OBJECTIVE: Retype each line exactly. Skip images.

SUPPLIED DATA:
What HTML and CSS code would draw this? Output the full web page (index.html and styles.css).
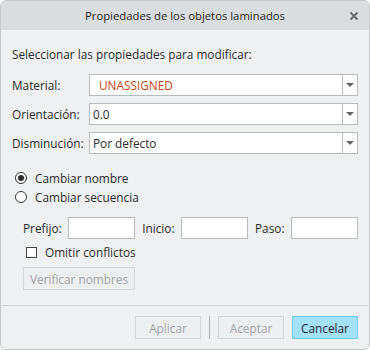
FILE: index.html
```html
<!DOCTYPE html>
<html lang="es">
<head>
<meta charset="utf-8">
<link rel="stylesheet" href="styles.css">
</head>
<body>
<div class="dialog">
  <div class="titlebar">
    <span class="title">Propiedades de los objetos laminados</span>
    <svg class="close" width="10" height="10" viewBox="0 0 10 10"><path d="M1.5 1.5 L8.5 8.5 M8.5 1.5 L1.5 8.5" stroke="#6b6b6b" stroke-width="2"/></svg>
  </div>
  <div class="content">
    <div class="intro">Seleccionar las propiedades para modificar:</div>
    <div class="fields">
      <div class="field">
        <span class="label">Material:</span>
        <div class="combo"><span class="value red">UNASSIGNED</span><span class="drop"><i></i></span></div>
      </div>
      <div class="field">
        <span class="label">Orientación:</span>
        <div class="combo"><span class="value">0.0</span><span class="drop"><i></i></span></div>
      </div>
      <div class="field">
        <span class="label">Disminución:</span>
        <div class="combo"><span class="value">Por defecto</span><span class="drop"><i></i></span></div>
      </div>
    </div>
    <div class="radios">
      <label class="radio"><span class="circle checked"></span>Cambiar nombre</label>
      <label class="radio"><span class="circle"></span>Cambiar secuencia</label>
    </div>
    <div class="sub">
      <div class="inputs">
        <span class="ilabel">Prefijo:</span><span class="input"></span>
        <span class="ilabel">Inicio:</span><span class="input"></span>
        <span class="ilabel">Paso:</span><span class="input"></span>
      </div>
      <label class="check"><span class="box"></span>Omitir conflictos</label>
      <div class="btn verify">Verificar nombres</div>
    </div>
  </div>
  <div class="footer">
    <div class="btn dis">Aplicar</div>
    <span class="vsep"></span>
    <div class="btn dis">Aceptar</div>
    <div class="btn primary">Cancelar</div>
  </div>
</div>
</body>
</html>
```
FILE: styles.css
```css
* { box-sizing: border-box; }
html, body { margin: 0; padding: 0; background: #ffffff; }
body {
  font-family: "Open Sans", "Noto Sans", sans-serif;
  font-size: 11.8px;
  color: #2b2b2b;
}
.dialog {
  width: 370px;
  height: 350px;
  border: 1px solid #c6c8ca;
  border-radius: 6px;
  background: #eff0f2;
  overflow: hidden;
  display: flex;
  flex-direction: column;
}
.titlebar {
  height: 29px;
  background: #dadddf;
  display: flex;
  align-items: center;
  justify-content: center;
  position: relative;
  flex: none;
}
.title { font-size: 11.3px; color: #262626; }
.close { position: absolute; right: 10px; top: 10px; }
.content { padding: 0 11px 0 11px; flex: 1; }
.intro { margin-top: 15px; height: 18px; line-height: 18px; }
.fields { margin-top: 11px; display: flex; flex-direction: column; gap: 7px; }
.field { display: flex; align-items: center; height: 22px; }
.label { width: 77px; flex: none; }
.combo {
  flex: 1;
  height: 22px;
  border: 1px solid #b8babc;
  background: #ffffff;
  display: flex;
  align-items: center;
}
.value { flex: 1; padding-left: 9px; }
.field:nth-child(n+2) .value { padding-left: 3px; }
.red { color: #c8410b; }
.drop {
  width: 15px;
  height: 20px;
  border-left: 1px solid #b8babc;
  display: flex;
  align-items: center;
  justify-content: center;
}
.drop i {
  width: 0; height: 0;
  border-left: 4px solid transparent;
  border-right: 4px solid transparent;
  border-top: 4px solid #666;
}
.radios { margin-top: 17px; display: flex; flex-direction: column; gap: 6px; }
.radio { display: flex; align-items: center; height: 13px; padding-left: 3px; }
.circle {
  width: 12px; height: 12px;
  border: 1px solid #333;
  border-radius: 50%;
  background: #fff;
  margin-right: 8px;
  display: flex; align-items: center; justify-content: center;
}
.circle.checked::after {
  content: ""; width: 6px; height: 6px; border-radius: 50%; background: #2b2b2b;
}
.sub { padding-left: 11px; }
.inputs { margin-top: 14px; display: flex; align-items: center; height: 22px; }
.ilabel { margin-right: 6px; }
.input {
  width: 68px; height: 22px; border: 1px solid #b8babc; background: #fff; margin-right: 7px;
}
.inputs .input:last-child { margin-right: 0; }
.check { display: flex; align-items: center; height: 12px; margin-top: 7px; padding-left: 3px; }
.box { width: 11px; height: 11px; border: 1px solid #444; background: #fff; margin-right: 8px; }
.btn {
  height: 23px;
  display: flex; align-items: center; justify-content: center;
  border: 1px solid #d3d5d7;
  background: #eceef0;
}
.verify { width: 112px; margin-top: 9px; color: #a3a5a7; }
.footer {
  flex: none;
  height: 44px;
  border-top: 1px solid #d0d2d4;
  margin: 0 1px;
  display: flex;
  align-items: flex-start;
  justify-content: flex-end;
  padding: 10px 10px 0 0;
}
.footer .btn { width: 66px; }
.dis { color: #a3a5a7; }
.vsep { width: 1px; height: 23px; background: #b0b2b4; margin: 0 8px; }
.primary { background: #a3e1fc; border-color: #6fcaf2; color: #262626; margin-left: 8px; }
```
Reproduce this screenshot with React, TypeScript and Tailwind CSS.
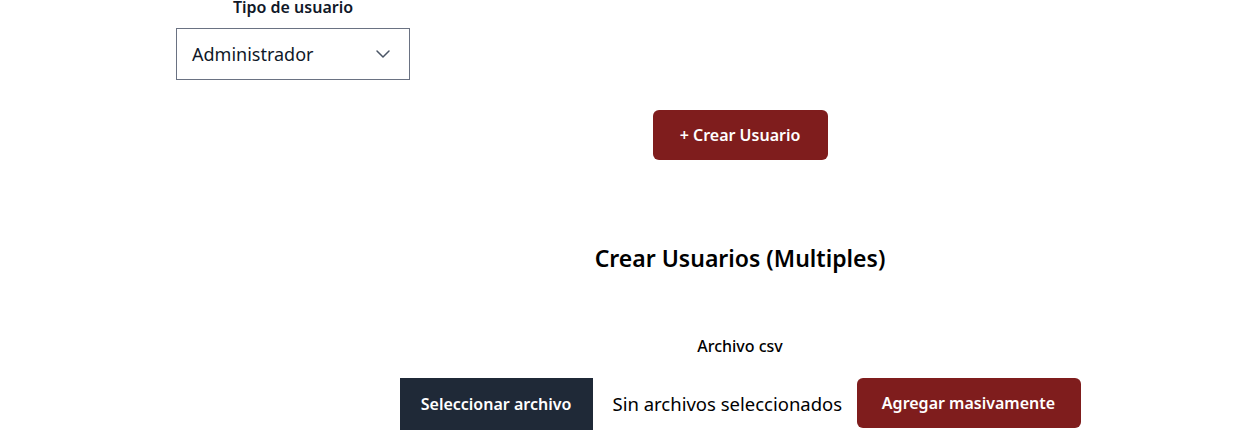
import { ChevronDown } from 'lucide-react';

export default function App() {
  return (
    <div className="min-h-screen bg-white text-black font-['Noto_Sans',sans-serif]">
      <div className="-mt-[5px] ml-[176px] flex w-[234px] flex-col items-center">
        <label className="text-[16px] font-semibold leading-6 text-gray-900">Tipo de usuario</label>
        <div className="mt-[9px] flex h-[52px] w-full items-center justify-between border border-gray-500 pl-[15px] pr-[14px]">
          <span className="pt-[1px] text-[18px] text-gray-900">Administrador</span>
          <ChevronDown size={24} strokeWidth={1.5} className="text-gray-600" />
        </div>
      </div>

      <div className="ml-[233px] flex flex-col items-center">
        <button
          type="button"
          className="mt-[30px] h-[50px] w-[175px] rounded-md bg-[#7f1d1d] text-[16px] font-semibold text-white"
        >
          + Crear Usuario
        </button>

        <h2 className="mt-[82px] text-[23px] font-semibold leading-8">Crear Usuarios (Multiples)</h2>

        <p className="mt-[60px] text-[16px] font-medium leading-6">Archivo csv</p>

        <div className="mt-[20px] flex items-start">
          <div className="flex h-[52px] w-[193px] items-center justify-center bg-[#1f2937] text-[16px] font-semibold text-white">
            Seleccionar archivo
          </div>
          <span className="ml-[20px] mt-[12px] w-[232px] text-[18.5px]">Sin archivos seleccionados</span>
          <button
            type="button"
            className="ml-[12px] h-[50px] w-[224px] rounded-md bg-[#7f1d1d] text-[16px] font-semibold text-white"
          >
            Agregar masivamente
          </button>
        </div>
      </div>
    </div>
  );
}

TASK RESPONSE:
What HTML and CSS code would draw this? Output the full web page (index.html and styles.css).
FILE: index.html
```html
<!DOCTYPE html>
<html lang="es">
<head>
<meta charset="utf-8">
<link rel="stylesheet" href="styles.css">
</head>
<body>
<div class="dialog">
  <div class="titlebar">
    <span class="title">Propiedades de los objetos laminados</span>
    <svg class="close" width="10" height="10" viewBox="0 0 10 10"><path d="M1.5 1.5 L8.5 8.5 M8.5 1.5 L1.5 8.5" stroke="#6b6b6b" stroke-width="2"/></svg>
  </div>
  <div class="content">
    <div class="intro">Seleccionar las propiedades para modificar:</div>
    <div class="fields">
      <div class="field">
        <span class="label">Material:</span>
        <div class="combo"><span class="value red">UNASSIGNED</span><span class="drop"><i></i></span></div>
      </div>
      <div class="field">
        <span class="label">Orientación:</span>
        <div class="combo"><span class="value">0.0</span><span class="drop"><i></i></span></div>
      </div>
      <div class="field">
        <span class="label">Disminución:</span>
        <div class="combo"><span class="value">Por defecto</span><span class="drop"><i></i></span></div>
      </div>
    </div>
    <div class="radios">
      <label class="radio"><span class="circle checked"></span>Cambiar nombre</label>
      <label class="radio"><span class="circle"></span>Cambiar secuencia</label>
    </div>
    <div class="sub">
      <div class="inputs">
        <span class="ilabel">Prefijo:</span><span class="input"></span>
        <span class="ilabel">Inicio:</span><span class="input"></span>
        <span class="ilabel">Paso:</span><span class="input"></span>
      </div>
      <label class="check"><span class="box"></span>Omitir conflictos</label>
      <div class="btn verify">Verificar nombres</div>
    </div>
  </div>
  <div class="footer">
    <div class="btn dis">Aplicar</div>
    <span class="vsep"></span>
    <div class="btn dis">Aceptar</div>
    <div class="btn primary">Cancelar</div>
  </div>
</div>
</body>
</html>
```
FILE: styles.css
```css
* { box-sizing: border-box; }
html, body { margin: 0; padding: 0; background: #ffffff; }
body {
  font-family: "Open Sans", "Noto Sans", sans-serif;
  font-size: 11.8px;
  color: #2b2b2b;
}
.dialog {
  width: 370px;
  height: 350px;
  border: 1px solid #c6c8ca;
  border-radius: 6px;
  background: #eff0f2;
  overflow: hidden;
  display: flex;
  flex-direction: column;
}
.titlebar {
  height: 29px;
  background: #dadddf;
  display: flex;
  align-items: center;
  justify-content: center;
  position: relative;
  flex: none;
}
.title { font-size: 11.3px; color: #262626; }
.close { position: absolute; right: 10px; top: 10px; }
.content { padding: 0 11px 0 11px; flex: 1; }
.intro { margin-top: 15px; height: 18px; line-height: 18px; }
.fields { margin-top: 11px; display: flex; flex-direction: column; gap: 7px; }
.field { display: flex; align-items: center; height: 22px; }
.label { width: 77px; flex: none; }
.combo {
  flex: 1;
  height: 22px;
  border: 1px solid #b8babc;
  background: #ffffff;
  display: flex;
  align-items: center;
}
.value { flex: 1; padding-left: 9px; }
.field:nth-child(n+2) .value { padding-left: 3px; }
.red { color: #c8410b; }
.drop {
  width: 15px;
  height: 20px;
  border-left: 1px solid #b8babc;
  display: flex;
  align-items: center;
  justify-content: center;
}
.drop i {
  width: 0; height: 0;
  border-left: 4px solid transparent;
  border-right: 4px solid transparent;
  border-top: 4px solid #666;
}
.radios { margin-top: 17px; display: flex; flex-direction: column; gap: 6px; }
.radio { display: flex; align-items: center; height: 13px; padding-left: 3px; }
.circle {
  width: 12px; height: 12px;
  border: 1px solid #333;
  border-radius: 50%;
  background: #fff;
  margin-right: 8px;
  display: flex; align-items: center; justify-content: center;
}
.circle.checked::after {
  content: ""; width: 6px; height: 6px; border-radius: 50%; background: #2b2b2b;
}
.sub { padding-left: 11px; }
.inputs { margin-top: 14px; display: flex; align-items: center; height: 22px; }
.ilabel { margin-right: 6px; }
.input {
  width: 68px; height: 22px; border: 1px solid #b8babc; background: #fff; margin-right: 7px;
}
.inputs .input:last-child { margin-right: 0; }
.check { display: flex; align-items: center; height: 12px; margin-top: 7px; padding-left: 3px; }
.box { width: 11px; height: 11px; border: 1px solid #444; background: #fff; margin-right: 8px; }
.btn {
  height: 23px;
  display: flex; align-items: center; justify-content: center;
  border: 1px solid #d3d5d7;
  background: #eceef0;
}
.verify { width: 112px; margin-top: 9px; color: #a3a5a7; }
.footer {
  flex: none;
  height: 44px;
  border-top: 1px solid #d0d2d4;
  margin: 0 1px;
  display: flex;
  align-items: flex-start;
  justify-content: flex-end;
  padding: 10px 10px 0 0;
}
.footer .btn { width: 66px; }
.dis { color: #a3a5a7; }
.vsep { width: 1px; height: 23px; background: #b0b2b4; margin: 0 8px; }
.primary { background: #a3e1fc; border-color: #6fcaf2; color: #262626; margin-left: 8px; }
```
Reproduce this screenshot with React, TypeScript and Tailwind CSS.
import { ChevronDown } from 'lucide-react';

export default function App() {
  return (
    <div className="min-h-screen bg-white text-black font-['Noto_Sans',sans-serif]">
      <div className="-mt-[5px] ml-[176px] flex w-[234px] flex-col items-center">
        <label className="text-[16px] font-semibold leading-6 text-gray-900">Tipo de usuario</label>
        <div className="mt-[9px] flex h-[52px] w-full items-center justify-between border border-gray-500 pl-[15px] pr-[14px]">
          <span className="pt-[1px] text-[18px] text-gray-900">Administrador</span>
          <ChevronDown size={24} strokeWidth={1.5} className="text-gray-600" />
        </div>
      </div>

      <div className="ml-[233px] flex flex-col items-center">
        <button
          type="button"
          className="mt-[30px] h-[50px] w-[175px] rounded-md bg-[#7f1d1d] text-[16px] font-semibold text-white"
        >
          + Crear Usuario
        </button>

        <h2 className="mt-[82px] text-[23px] font-semibold leading-8">Crear Usuarios (Multiples)</h2>

        <p className="mt-[60px] text-[16px] font-medium leading-6">Archivo csv</p>

        <div className="mt-[20px] flex items-start">
          <div className="flex h-[52px] w-[193px] items-center justify-center bg-[#1f2937] text-[16px] font-semibold text-white">
            Seleccionar archivo
          </div>
          <span className="ml-[20px] mt-[12px] w-[232px] text-[18.5px]">Sin archivos seleccionados</span>
          <button
            type="button"
            className="ml-[12px] h-[50px] w-[224px] rounded-md bg-[#7f1d1d] text-[16px] font-semibold text-white"
          >
            Agregar masivamente
          </button>
        </div>
      </div>
    </div>
  );
}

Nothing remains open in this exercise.